Chris Marr, organiser of the CMA Content Marketing Conference, addresses the audience

On reflection, I believe the conference ‘worked’ so well because there was a tangible meeting of minds in the room – and this despite the facts that the attendees came from a wide range of business environments and that many had never met previously.

When I say ‘wide range’, that’s precisely what I mean. Naturally, there were the obvious candidates whom you’d expect to find at a conference which focuses on content marketing – copywriting/editing professionals, IT gurus, photographers and website designers.

However, there were also attendees representing many other businesses – including recruitment companies, hairdressers, manufacturers and financial advisors. And we all had one thing in common: we wanted to know how to make our content ‘sing’ from the screen to potential customers, encouraging them to engage with our businesses and (eventually) buy our product or service.

I use the word ‘eventually’ intentionally here, because one of the key messages that emerged across the two days was that you can’t simply flog products and services to potential/existing customers in the way that used to be done in the good old pre-internet days.

Today’s customers are more capricious; they have to be ‘courted’ and ‘flirted with a little’, so they begin to like (better still, love) what you do. And that process inevitably takes time.

As speaker Mark Schaefer emphasised in his presentation, you’ve got to be in it for the long haul and “adopt a 30-month mindset”, as two and a half years is the average period likely to elapse before you can expect to reap the fruits of your content marketing labours.

You may even fail first-time round if your product or your marketing messaging isn’t quite right, and that might mean starting all over again.

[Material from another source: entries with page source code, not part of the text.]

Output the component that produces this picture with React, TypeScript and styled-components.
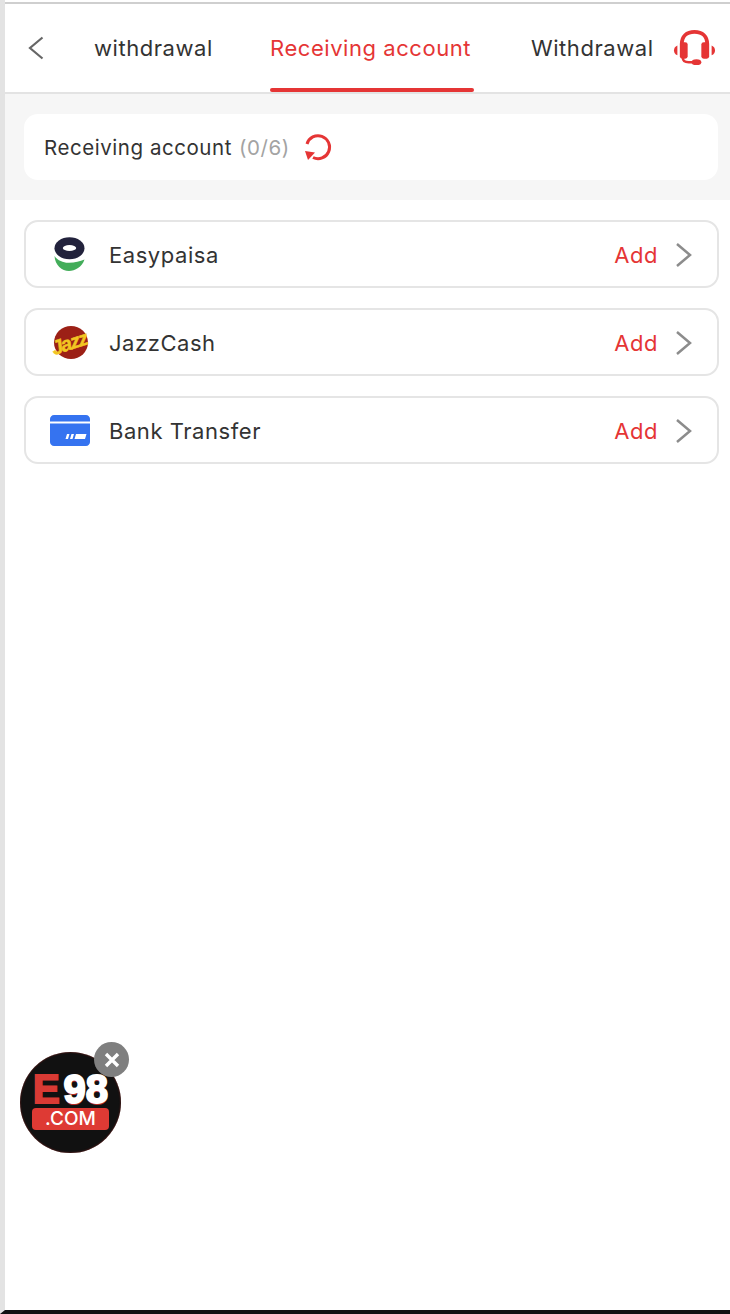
import React from "react";
import styled, { createGlobalStyle } from "styled-components";

const GlobalStyle = createGlobalStyle`
  html, body {
    margin: 0;
    padding: 0;
    background: #fff;
  }
  * {
    box-sizing: border-box;
  }
`;

const RED = "#e53535";

const Page = styled.div`
  position: relative;
  display: flex;
  flex-direction: column;
  width: 730px;
  height: 1314px;
  overflow: hidden;
  padding-top: 2px;
  border-left: 5px solid #e3e3e3;
  border-bottom: 4px solid #111;
  font-family: Inter, "Liberation Sans", sans-serif;
  color: #333;
`;

const Header = styled.header`
  display: flex;
  align-items: stretch;
  height: 92px;
  border-top: 2px solid #cfcfcf;
  border-bottom: 2px solid #e3e3e3;
  background: #fff;
`;

const BackButton = styled.div`
  display: flex;
  align-items: center;
  width: 89px;
  padding-left: 23px;
  color: #666;
`;

const Tabs = styled.nav`
  display: flex;
  width: 559px;
  overflow: hidden;
`;

const Tab = styled.div<{ $active?: boolean; $width: number }>`
  position: relative;
  display: flex;
  flex: none;
  align-items: center;
  width: ${(p) => p.$width}px;
  height: 100%;
  padding-bottom: 1px;
  font-size: 22px;
  letter-spacing: 0.55px;
  white-space: nowrap;
  color: ${(p) => (p.$active ? RED : "#333")};

  &::after {
    content: "";
    display: ${(p) => (p.$active ? "block" : "none")};
    position: absolute;
    left: 0;
    bottom: 0;
    width: 204px;
    height: 4px;
    border-radius: 2px;
    background: ${RED};
  }
`;

const Support = styled.div`
  display: flex;
  align-items: center;
  padding-left: 20px;
  padding-bottom: 1px;
`;

const InfoArea = styled.section`
  height: 106px;
  padding: 20px 12px 20px 19px;
  background: #f6f6f6;
`;

const InfoCard = styled.div`
  display: flex;
  align-items: center;
  height: 66px;
  padding-left: 20px;
  padding-top: 1px;
  border-radius: 14px;
  background: #fff;
  font-size: 20.5px;
  letter-spacing: 0.55px;
`;

const Count = styled.span`
  margin-left: 7px;
  color: #a3a3a3;
`;

const Refresh = styled.span`
  display: flex;
  margin-left: 13px;
`;

const Sheet = styled.main`
  flex: 1;
  display: flex;
  flex-direction: column;
  gap: 20px;
  padding: 20px 11px 0 19px;
  border-radius: 14px 14px 0 0;
  background: #fff;
`;

const Row = styled.div`
  display: flex;
  align-items: center;
  height: 68px;
  padding: 1px 24px 0 22px;
  border: 2px solid #e5e5e5;
  border-radius: 14px;
`;

const RowIcon = styled.span`
  display: flex;
  flex: none;
  align-items: center;
  justify-content: center;
  width: 44px;
  height: 44px;
`;

const RowName = styled.span`
  flex: 1;
  margin-left: 17px;
  font-size: 22px;
  letter-spacing: 0.55px;
`;

const RowAction = styled.span`
  margin-right: 17px;
  font-size: 22px;
  letter-spacing: 0.55px;
  color: ${RED};
`;

const Chevron = styled.span`
  display: flex;
  color: #8c8c8c;
`;

const JazzBadge = styled.span`
  position: relative;
  display: block;
  width: 40px;
  height: 34px;
`;

const JazzDisc = styled.span`
  position: absolute;
  left: 4px;
  top: 0;
  width: 34px;
  height: 33px;
  border-radius: 50%;
  background: #9c2016;
`;

const JazzWord = styled.span`
  position: absolute;
  left: 1px;
  top: 7px;
  font-family: "Liberation Sans", sans-serif;
  font-size: 20px;
  font-weight: 700;
  font-style: italic;
  line-height: 20px;
  letter-spacing: -1.6px;
  color: #f2c522;
  -webkit-text-stroke: 0.5px #f2c522;
  transform: rotate(-18deg);
`;

const Promo = styled.div`
  position: absolute;
  left: 15px;
  top: 1052px;
  width: 101px;
  height: 101px;
  border-radius: 50%;
  background: #111;
  box-shadow: inset 0 0 2px #7a1f1b;
`;

const PromoNumber = styled.div`
  display: flex;
  justify-content: center;
  align-items: baseline;
  height: 55px;
  padding-top: 20px;
  font-family: "Liberation Sans", sans-serif;
  font-size: 40px;
  font-weight: 700;
  line-height: 35px;
  color: #fff;
  -webkit-text-stroke: 2px #fff;
  text-shadow: 0 2px 0 #b52a26;
`;

const PromoE = styled.span`
  margin-right: 4px;
  color: #d93a34;
  -webkit-text-stroke: 2px #d93a34;
  text-shadow: none;
`;

const PromoDomain = styled.div`
  margin: 1px auto 0;
  width: 77px;
  height: 22px;
  border-radius: 4px;
  background: #de3a34;
  color: #fff;
  font-size: 19px;
  font-weight: 500;
  line-height: 22px;
  text-align: center;
`;

const PromoClose = styled.div`
  position: absolute;
  left: 74px;
  top: -10px;
  display: flex;
  align-items: center;
  justify-content: center;
  width: 35px;
  height: 35px;
  border-radius: 50%;
  background: #7f7f7f;
`;

const Headset = () => (
  <svg width="43" height="38" viewBox="0 0 44 38" fill="none">
    <path d="M9 15C9 7 14 2.500 22 2.500S35 7 35 15" stroke={RED} strokeWidth="4" />
    <rect x="7" y="13" width="8" height="17" rx="2.500" fill={RED} />
    <rect x="29" y="13" width="8" height="17" rx="2.500" fill={RED} />
    <path d="M4.500 16.500V26.500C2 25.500 1 23.500 1 21.500S2 17.500 4.500 16.500Z" fill={RED} />
    <path d="M39.500 16.500V26.500C42 25.500 43 23.500 43 21.500S42 17.500 39.500 16.500Z" fill={RED} />
    <path d="M10 29C10 32 12 33.500 16 33.500H20" stroke={RED} strokeWidth="2.500" />
    <ellipse cx="24" cy="33.500" rx="5" ry="3" fill={RED} />
  </svg>
);

const RefreshIcon = () => (
  <svg width="30" height="30" viewBox="0 0 30 30" fill="none">
    <path d="M4 11A11.500 11.500 0 1 1 10 24.500" stroke={RED} strokeWidth="3" />
    <path d="M2 18L12 19.500L5 27Z" fill={RED} />
  </svg>
);

const EasypaisaIcon = () => (
  <svg width="32" height="36" viewBox="0 0 32 36" fill="none">
    <ellipse cx="15.500" cy="11.300" rx="15" ry="11" fill="#22223c" />
    <ellipse cx="15.500" cy="11" rx="6.700" ry="3" fill="#fff" />
    <path
      d="M0.500 19C4 24 10 26 15 25.700C21 25.500 26 24.500 30.500 22.500C28 30 21 34 15 34C8 34 1 28 0.500 19Z"
      fill="#43ad5a"
    />
  </svg>
);

const BankIcon = () => (
  <svg width="40" height="31" viewBox="0 0 40 31" fill="none">
    <path d="M0 4C0 1.800 1.800 0 4 0H36C38.200 0 40 1.800 40 4V6.500H0Z" fill="#3573f0" />
    <path d="M0 8.500H40V27C40 29.200 38.200 31 36 31H4C1.800 31 0 29.200 0 27Z" fill="#3573f0" />
    <path d="M17 19H19.500L18 24H15.500ZM21.500 19H24L22.500 24H20ZM26 19H36.500L35 24H24.500Z" fill="#fff" />
  </svg>
);

const ChevronRight = () => (
  <svg width="18" height="26" viewBox="0 0 18 26" fill="none">
    <path d="M2 2L15 13L2 24" stroke="currentColor" strokeWidth="2.500" />
  </svg>
);

const accounts = [
  { name: "Easypaisa", icon: <EasypaisaIcon /> },
  {
    name: "JazzCash",
    icon: (
      <JazzBadge>
        <JazzDisc />
        <JazzWord>Jazz</JazzWord>
      </JazzBadge>
    ),
  },
  { name: "Bank Transfer", icon: <BankIcon /> },
];

export default function App() {
  return (
    <>
      <GlobalStyle />
      <Page>
        <Header>
          <BackButton>
            <svg width="16" height="24" viewBox="0 0 16 24" fill="none">
              <path d="M14.500 1.500L2 12L14.500 22.500" stroke="currentColor" strokeWidth="2.200" />
            </svg>
          </BackButton>
          <Tabs>
            <Tab $width={176}>withdrawal</Tab>
            <Tab $width={261} $active>
              Receiving account
            </Tab>
            <Tab $width={122}>Withdrawal</Tab>
          </Tabs>
          <Support>
            <Headset />
          </Support>
        </Header>
        <InfoArea>
          <InfoCard>
            Receiving account<Count>(0/6)</Count>
            <Refresh>
              <RefreshIcon />
            </Refresh>
          </InfoCard>
        </InfoArea>
        <Sheet>
          {accounts.map((a) => (
            <Row key={a.name}>
              <RowIcon>{a.icon}</RowIcon>
              <RowName>{a.name}</RowName>
              <RowAction>Add</RowAction>
              <Chevron>
                <ChevronRight />
              </Chevron>
            </Row>
          ))}
        </Sheet>
        <Promo>
          <PromoNumber>
            <PromoE>E</PromoE>98
          </PromoNumber>
          <PromoDomain>.COM</PromoDomain>
          <PromoClose>
            <svg width="18" height="18" viewBox="0 0 18 18" fill="none">
              <path d="M3 3L15 15M15 3L3 15" stroke="#fff" strokeWidth="3.400" />
            </svg>
          </PromoClose>
        </Promo>
      </Page>
    </>
  );
}
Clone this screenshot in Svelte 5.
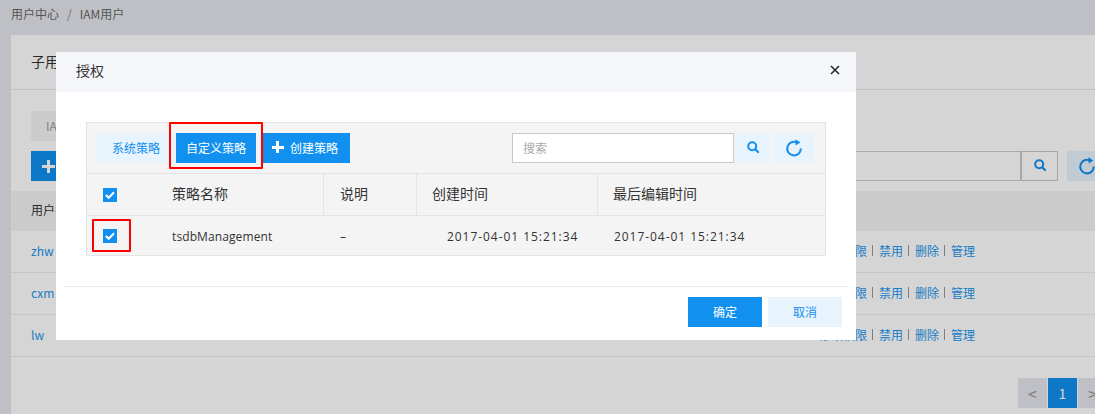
<script>
  const rows = [
    { name: 'zhw' },
    { name: 'cxm' },
    { name: 'lw' }
  ];
  const actions = ['禁用', '删除', '管理'];
</script>

{#snippet searchIcon(size)}
  <svg width={size} height={size} viewBox="0 0 14 14" fill="none" stroke="currentColor">
    <circle cx="6.2" cy="6.2" r="4" stroke-width="2" />
    <path d="M9.2 9.2 L12 12" stroke-width="2.2" stroke-linecap="round" />
  </svg>
{/snippet}

{#snippet refreshIcon()}
  <svg width="18" height="18" viewBox="0 0 18 18" fill="none">
    <path d="M12.2 3.6 A6.8 6.8 0 1 0 15.8 9.4" stroke="currentColor" stroke-width="2" />
    <path d="M10.4 0.2 L15.4 3.4 L10.6 6.6 Z" fill="currentColor" />
  </svg>
{/snippet}

{#snippet check()}
  <span class="check">
    <svg width="14" height="14" viewBox="0 0 14 14" fill="none">
      <path d="M2.8 7 L5.7 9.8 L11 4.3" stroke="#fff" stroke-width="2" />
    </svg>
  </span>
{/snippet}

<div class="page">
  <div class="crumbs"><span>用户中心</span><span class="sep">/</span><span>IAM用户</span></div>

  <div class="card">
    <div class="card-title">子用户</div>
    <div class="card-body">
      <div class="tab">IAM用户</div>
      <div class="tools">
        <button class="add"><b class="plus"></b></button>
        <div class="bg-search">
          <div class="bg-input"></div>
          <button class="bg-btn search">{@render searchIcon(14)}</button>
          <button class="bg-btn refresh">{@render refreshIcon()}</button>
        </div>
      </div>
    </div>
    <div class="list-head">用户名</div>
    {#each rows as row}
      <div class="list-row">
        <a href="#top" class="link">{row.name}</a>
        <div class="ops">
          <a href="#top" class="link">修改权限</a>
          {#each actions as action}
            <i class="bar"></i><a href="#top" class="link">{action}</a>
          {/each}
        </div>
      </div>
    {/each}
    <div class="pager">
      <button class="pg">&lt;</button>
      <button class="pg on">1</button>
      <button class="pg">&gt;</button>
    </div>
  </div>
</div>

<div class="overlay">
  <div class="modal">
    <div class="modal-head">
      <span>授权</span>
      <svg class="close" width="10" height="10" viewBox="0 0 10 10">
        <path d="M1 1 L9 9 M9 1 L1 9" stroke="#222" stroke-width="1.5" />
      </svg>
    </div>
    <div class="modal-body">
      <div class="box">
        <div class="toolbar">
          <button class="btn light sys">系统策略</button>
          <button class="btn solid custom">自定义策略</button>
          <button class="btn solid create"><b class="plus"></b>创建策略</button>
          <input class="search" placeholder="搜索" />
          <button class="btn light s-btn">{@render searchIcon(14)}</button>
          <button class="btn light r-btn">{@render refreshIcon()}</button>
        </div>
        <div class="grid head">
          <div class="c0">{@render check()}</div>
          <div class="c1">策略名称</div>
          <div class="c2">说明</div>
          <div class="c3">创建时间</div>
          <div class="c4">最后编辑时间</div>
        </div>
        <div class="grid body">
          <div class="c0">{@render check()}</div>
          <div class="c1">tsdbManagement</div>
          <div class="c2">–</div>
          <div class="c3">2017-04-01 15:21:34</div>
          <div class="c4">2017-04-01 15:21:34</div>
        </div>
      </div>
    </div>
    <div class="modal-foot">
      <button class="btn solid act">确定</button>
      <button class="btn light act">取消</button>
    </div>
    <div class="mark m1"></div>
    <div class="mark m2"></div>
  </div>
</div>

<style>
  :global(body) {
    margin: 0;
    background: #e5e6ec;
    font-family: "Noto Sans CJK SC", "Noto Sans", sans-serif;
    font-size: 12px;
    color: #333;
    overflow: hidden;
  }
  button {
    font-family: inherit;
    border: 0;
    padding: 0;
    margin: 0;
  }
  .page {
    width: 1095px;
    height: 414px;
    overflow: hidden;
  }
  .crumbs {
    height: 35px;
    padding-left: 11px;
    display: flex;
    align-items: center;
    gap: 8px;
    box-sizing: border-box;
    padding-bottom: 8px;
    color: #666;
  }
  .sep { color: #888; }
  .card {
    margin-left: 11px;
    background: #fff;
    height: 379px;
    width: 1084px;
    overflow: hidden;
  }
  .card-title {
    height: 55px;
    box-sizing: border-box;
    border-bottom: 1px solid #e8e8e8;
    padding: 16px 0 0 20px;
    font-size: 14px;
    line-height: 20px;
  }
  .card-body { padding: 21px 0 10px 20px; }
  .tab {
    width: 80px;
    height: 30px;
    line-height: 30px;
    background: #f5f5f5;
    border-radius: 2px;
    padding-left: 15px;
    box-sizing: border-box;
    color: #999;
  }
  .tools {
    display: flex;
    margin-top: 10px;
    height: 30px;
    width: 1076px;
  }
  .add {
    width: 90px;
    height: 30px;
    background: #1190f0;
    display: flex;
    align-items: center;
    padding-left: 11px;
  }
  .add .plus { width: 13px; height: 13px; }
  .bg-search {
    margin-left: auto;
    display: flex;
    flex: none;
  }
  .bg-input {
    flex: none;
    width: 337px;
    height: 30px;
    box-sizing: border-box;
    border: 1px solid #ccc;
    background: #fff;
  }
  .bg-btn {
    flex: none;
    height: 30px;
    background: #e8f4fd;
    color: #1190f0;
    display: flex;
    align-items: center;
    justify-content: center;
  }
  .bg-btn.search { width: 37px; }
  .bg-btn.refresh { width: 40px; margin-left: 9px; }
  .list-head {
    height: 40px;
    line-height: 38px;
    background: #f3f3f3;
    padding-left: 20px;
    color: #333;
  }
  .list-row {
    height: 42px;
    box-sizing: border-box;
    border-bottom: 1px solid #eee;
    padding: 0 120px 2px 20px;
    display: flex;
    align-items: center;
    justify-content: space-between;
  }
  .link {
    color: #1c96ee;
    text-decoration: none;
    font-size: 12px;
  }
  .ops { display: flex; align-items: center; }
  .bar {
    width: 1px;
    height: 11px;
    background: #999;
    margin: 0 5.5px;
  }
  .pager {
    display: flex;
    gap: 1px;
    margin: 21px 0 0 1007px;
    width: 100px;
  }
  .pg {
    width: 29px;
    height: 30px;
    flex: none;
    background: #e5e6ec;
    color: #999;
    font-size: 16px;
    line-height: 28px;
  }
  .pg.on { background: #1190f0; color: #fff; font-size: 14px; }

  .overlay {
    position: fixed;
    inset: 0;
    background: rgba(0, 0, 0, 0.165);
    padding: 52px 0 0 56px;
    box-sizing: border-box;
  }
  .modal {
    position: relative;
    width: 800px;
    height: 288px;
    background: #fff;
  }
  .modal-head {
    height: 40px;
    box-sizing: border-box;
    background: #f5f6fa;
    display: flex;
    align-items: center;
    justify-content: space-between;
    padding: 0 16px 4px 20px;
    font-size: 14px;
    color: #333;
  }
  .modal-body { padding: 30px 30px 30px; }
  .box {
    border: 1px solid #e4e4e4;
    background: #f4f4f4;
    height: 134px;
    box-sizing: border-box;
  }
  .toolbar {
    display: flex;
    height: 51px;
    box-sizing: border-box;
    border-bottom: 1px solid #e4e4e4;
    padding: 10px 11px 10px 10px;
  }
  .btn {
    height: 30px;
    box-sizing: border-box;
    padding-bottom: 2px;
    font-size: 12px;
    flex: none;
    display: flex;
    align-items: center;
    justify-content: center;
  }
  .light { background: #e8f4fd; color: #1190f0; }
  .solid { background: #1190f0; color: #fff; }
  .sys { width: 78px; }
  .custom { width: 80px; margin-left: 1px; }
  .create { width: 88px; margin-left: 6px; padding-right: 2px; }
  .plus {
    display: block;
    flex: none;
    width: 12px;
    height: 12px;
    margin-right: 6px;
    background:
      linear-gradient(#fff, #fff) center / 100% 3px no-repeat,
      linear-gradient(#fff, #fff) center / 3px 100% no-repeat;
  }
  .search {
    margin-left: auto;
    width: 222px;
    height: 30px;
    box-sizing: border-box;
    border: 1px solid #c8c8c8;
    background: #fff;
    padding: 0 10px 2px;
    font-family: inherit;
    font-size: 12px;
    outline: none;
  }
  .search::placeholder { color: #aaa; }
  .s-btn { width: 35px; margin-left: 1px; }
  .r-btn { width: 40px; margin-left: 4px; padding-bottom: 0; }
  .grid {
    position: relative;
    display: grid;
    grid-template-columns: 236px 93px 181px 228px;
  }
  .grid > div {
    display: flex;
    align-items: center;
    box-sizing: border-box;
  }
  .head {
    height: 41px;
    border-bottom: 1px solid #e4e4e4;
    font-size: 14px;
  }
  .body {
    height: 40px;
    font-family: "Open Sans", sans-serif;
    font-size: 12px;
    letter-spacing: 0.95px;
  }
  .body > .c1 { letter-spacing: 0.1px; }
  .grid > .c0 { position: absolute; left: 16px; height: 100%; }
  .grid > .c1 { padding-left: 85px; }
  .grid > .c2 { padding-left: 17px; }
  .grid > .c3 { padding-left: 31px; }
  .grid > .c4 { padding-left: 17px; }
  .head > .c1, .head > .c2, .head > .c3, .head > .c4 { padding-bottom: 4px; }
  .head > .c2, .head > .c3, .head > .c4 { border-left: 1px solid #e4e4e4; }
  .head > .c2 { padding-left: 16px; }
  .head > .c3 { padding-left: 15px; }
  .head > .c4 { padding-left: 15px; }
  .check {
    width: 14px;
    height: 14px;
    background: #1190f0;
    display: block;
    line-height: 0;
  }
  .modal-foot {
    margin: 0 8px;
    border-top: 1px solid #eee;
    padding: 10px 6px 0 0;
    display: flex;
    justify-content: flex-end;
    gap: 6px;
  }
  .act { width: 74px; }
  .close { display: block; }
  .mark {
    position: absolute;
    border: 2px solid #f00;
    box-sizing: border-box;
    border-radius: 1px;
  }
  .m1 { left: 113px; top: 70px; width: 94px; height: 47px; }
  .m2 { left: 36px; top: 167px; width: 39px; height: 33px; }
</style>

However, one thing is certain: if you don’t ever start that all-important conversation with your potential customers, your chances of success are virtually zero.

The conversation can take place at many levels and – in this 21st-century digital age – on many platforms. However, it’s wise not to dive headlong on to too many platforms, as a scattergun approach can dilute the strength and effectiveness of your brand.

There was much to ponder by the end of the conference. Each delegate no doubt took home something different, as certain presentations were naturally more relevant to our own specific business situations than others. For anyone who’s interested, I’ve compiled a selection of the points which seemed most relevant to my own two small businesses.

CMALive17: My Points to Ponder


“By 2020, 90% of all online content will be video, and a good chunk of that will be live video.”

“You need to become someone’s favourite.”

“Create content that solves problems, e.g. ‘How to…’ guides.”

“Consistently provide value.”

“Only include one call-to-action per video.”

“Schedule every minute of the day.”


“Keep your marketing strategy simple: set your goal; define your offer; plan content marketing activity to support your strategy.”

“Talk your customers’ lingo; don’t use jargon or mumbo-jumbo management speak; avoid the curse of knowledge.”

“It’s important to find a simple one-liner that sums up your business, e.g. ‘Your cat sits on our mat’ for a cat mat manufacturer.”

“Avoid the passive voice.” (In other words, don’t say ‘The passive voice should be avoided’!)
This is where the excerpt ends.